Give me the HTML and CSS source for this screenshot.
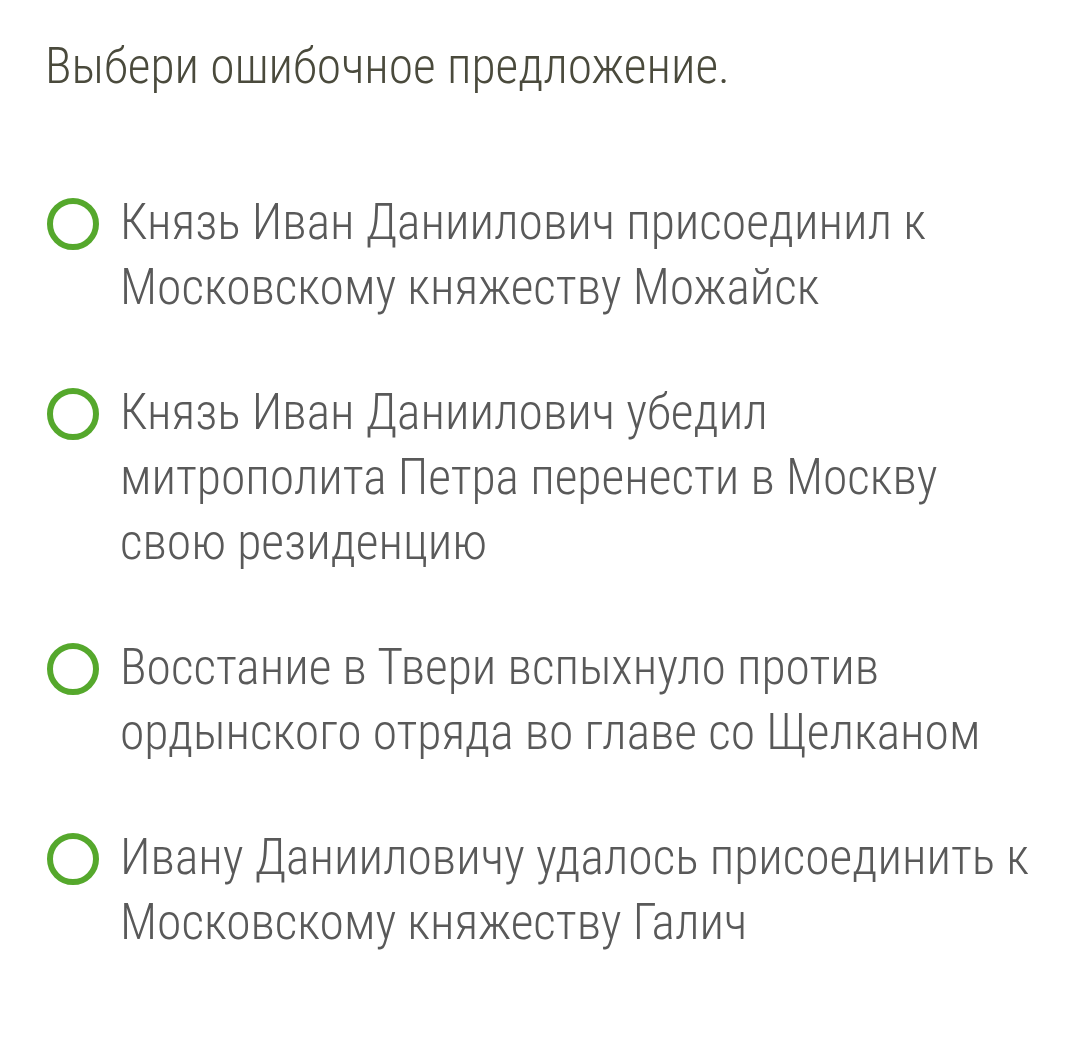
FILE: index.html
```html
<!DOCTYPE html>
<html lang="ru">
<head>
<meta charset="utf-8">
<link rel="stylesheet" href="styles.css">
</head>
<body>
<div class="page">
  <h1 class="title">Выбери ошибочное предложение.</h1>
  <div class="options">
    <div class="option"><span class="radio"></span><span class="label">Князь Иван Даниилович присоединил к Московскому княжеству Можайск</span></div>
    <div class="option"><span class="radio"></span><span class="label">Князь Иван Даниилович убедил митрополита Петра перенести в Москву свою резиденцию</span></div>
    <div class="option"><span class="radio"></span><span class="label">Восстание в Твери вспыхнуло против ордынского отряда во главе со Щелканом</span></div>
    <div class="option"><span class="radio"></span><span class="label">Ивану Данииловичу удалось присоединить к Московскому княжеству Галич</span></div>
  </div>
</div>
</body>
</html>
```

FILE: styles.css
```css
html, body {
  margin: 0;
  padding: 0;
  background: #ffffff;
}
.page {
  padding: 36px 40px 0 45px;
  font-family: "Roboto", "Liberation Sans", sans-serif;
  font-stretch: 75%;
}
.title {
  margin: 0;
  font-size: 49.5px;
  line-height: 60px;
  font-weight: 350;
  color: #4a4a3c;
}
.options {
  margin-top: 94px;
  display: flex;
  flex-direction: column;
  gap: 60px;
}
.option {
  display: flex;
  align-items: flex-start;
}
.radio {
  flex: none;
  width: 40px;
  height: 40px;
  border: 6px solid #55a82c;
  border-radius: 50%;
  margin-top: 8px;
  margin-right: 21px;
  margin-left: 2px;
}
.label {
  font-size: 49.6px;
  line-height: 65px;
  font-weight: 280;
  color: #595959;
}
```
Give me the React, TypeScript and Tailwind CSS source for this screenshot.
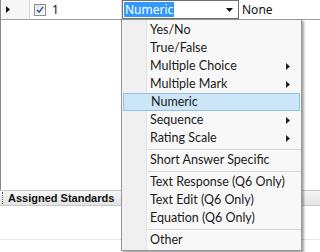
import React from "react";

const items: { label: string; sub?: boolean; sel?: boolean; sep?: boolean }[] = [
  { label: "Yes/No" },
  { label: "True/False" },
  { label: "Multiple Choice", sub: true },
  { label: "Multiple Mark", sub: true },
  { label: "Numeric", sel: true },
  { label: "Sequence", sub: true },
  { label: "Rating Scale", sub: true },
  { label: "", sep: true },
  { label: "Short Answer Specific" },
  { label: "", sep: true },
  { label: "Text Response (Q6 Only)" },
  { label: "Text Edit (Q6 Only)" },
  { label: "Equation (Q6 Only)" },
  { label: "", sep: true },
  { label: "Other" },
];

function SubArrow() {
  return (
    <svg width="4" height="7" viewBox="0 0 4 7" className="absolute right-[10px] top-[6px]">
      <path d="M0 0 L4 3.5 L0 7 Z" fill="#222" />
    </svg>
  );
}

export default function App() {
  return (
    <div
      className="relative w-[320px] h-[252px] overflow-hidden bg-white"
      style={{ fontFamily: '"Noto Sans", sans-serif' }}
    >
      {/* grid area */}
      <div className="flex flex-col h-[190px] border-l border-[#8a8a8a]">
        <div className="flex h-[20px] border-b border-[#a0a0a0] text-[12px] text-[#111]">
          <div className="w-[29px] flex items-center pl-[5px] border-r border-[#d8d8d8] bg-[#f7f7f7]">
            <svg width="4" height="7" viewBox="0 0 4 7">
              <path d="M0 0 L4 3.5 L0 7 Z" fill="#111" />
            </svg>
          </div>
          <div className="w-[92px] flex items-center pl-[4px] border-r border-[#d8d8d8]">
            <div className="w-[12px] h-[12px] border border-[#8f8f8f] bg-gradient-to-br from-[#e4e4e4] to-[#fafafa] flex items-center justify-center">
              <svg width="8" height="8" viewBox="0 0 9 9">
                <path d="M1 4.5 L3.5 7 L8 1" stroke="#2a4fa8" strokeWidth="1.6" fill="none" />
              </svg>
            </div>
            <span className="ml-[6px]">1</span>
          </div>
          <div className="w-[117px] flex items-center border border-[#6f6f6f] bg-white">
            <span className="bg-[#3399ff] text-white px-[1px] leading-[15px] ml-[1px]">Numeric</span>
            <div className="flex-1" />
            <svg width="7" height="4" viewBox="0 0 7 4" className="mr-[5px]">
              <path d="M0 0 L7 0 L3.5 4 Z" fill="#111" />
            </svg>
          </div>
          <div className="flex-1 flex items-center pl-[3px]">None</div>
        </div>
        <div className="flex-1" />
      </div>

      {/* bottom panel header */}
      <div className="flex items-center h-[16px] border-t border-[#8a8a8a] bg-gradient-to-b from-[#f6f6f6] to-[#e3e3e3] border-b border-[#c8c8c8]">
        <div className="w-[1px] h-[12px] ml-[2px] border-l border-dotted border-[#666]" />
        <span
          className="ml-[5px] text-[11px] font-bold text-[#111]"
          style={{ fontFamily: '"Liberation Sans", Arial, sans-serif' }}
        >
          Assigned Standards
        </span>
      </div>
      <div className="h-[34px] border-b border-[#e6e6e6]" />

      {/* dropdown menu */}
      <div
        className="absolute left-[121px] top-[19px] w-[181px] border border-[#979797] bg-[#f8f8f8] py-[1px] shadow-[2px_2px_2px_rgba(0,0,0,0.35)] text-[12.5px] text-[#1a1a1a]"
        style={{ fontFamily: 'Lato, "Noto Sans", sans-serif' }}
      >
        <div className="absolute left-[24px] top-0 bottom-0 w-[1px] bg-[#e2e3e3]" />
        <div className="absolute left-0 top-0 bottom-0 w-[24px] bg-[#f0f0f0]" />
        {items.map((it, i) =>
          it.sep ? (
            <div key={i} className="relative h-[4px] flex items-center pl-[26px]">
              <div className="h-[1px] w-full bg-[#d7d7d7]" />
            </div>
          ) : (
            <div
              key={i}
              className={
                "relative h-[18px] flex items-center pl-[27px] mx-[1px] " +
                (it.sel ? "bg-[#cde6f7] border border-[#8fc3ea] pl-[26px]" : "")
              }
            >
              <span className="relative">{it.label}</span>
              {it.sub && <SubArrow />}
            </div>
          )
        )}
      </div>
    </div>
  );
}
=-=-=
> [GIVEN TASK] From the entries above, extract every line where the word "source" appears.

> [RESULT OF THE EXERCISE]
Give me the HTML and CSS source for this screenshot.
Give me the React, TypeScript and Tailwind CSS source for this screenshot.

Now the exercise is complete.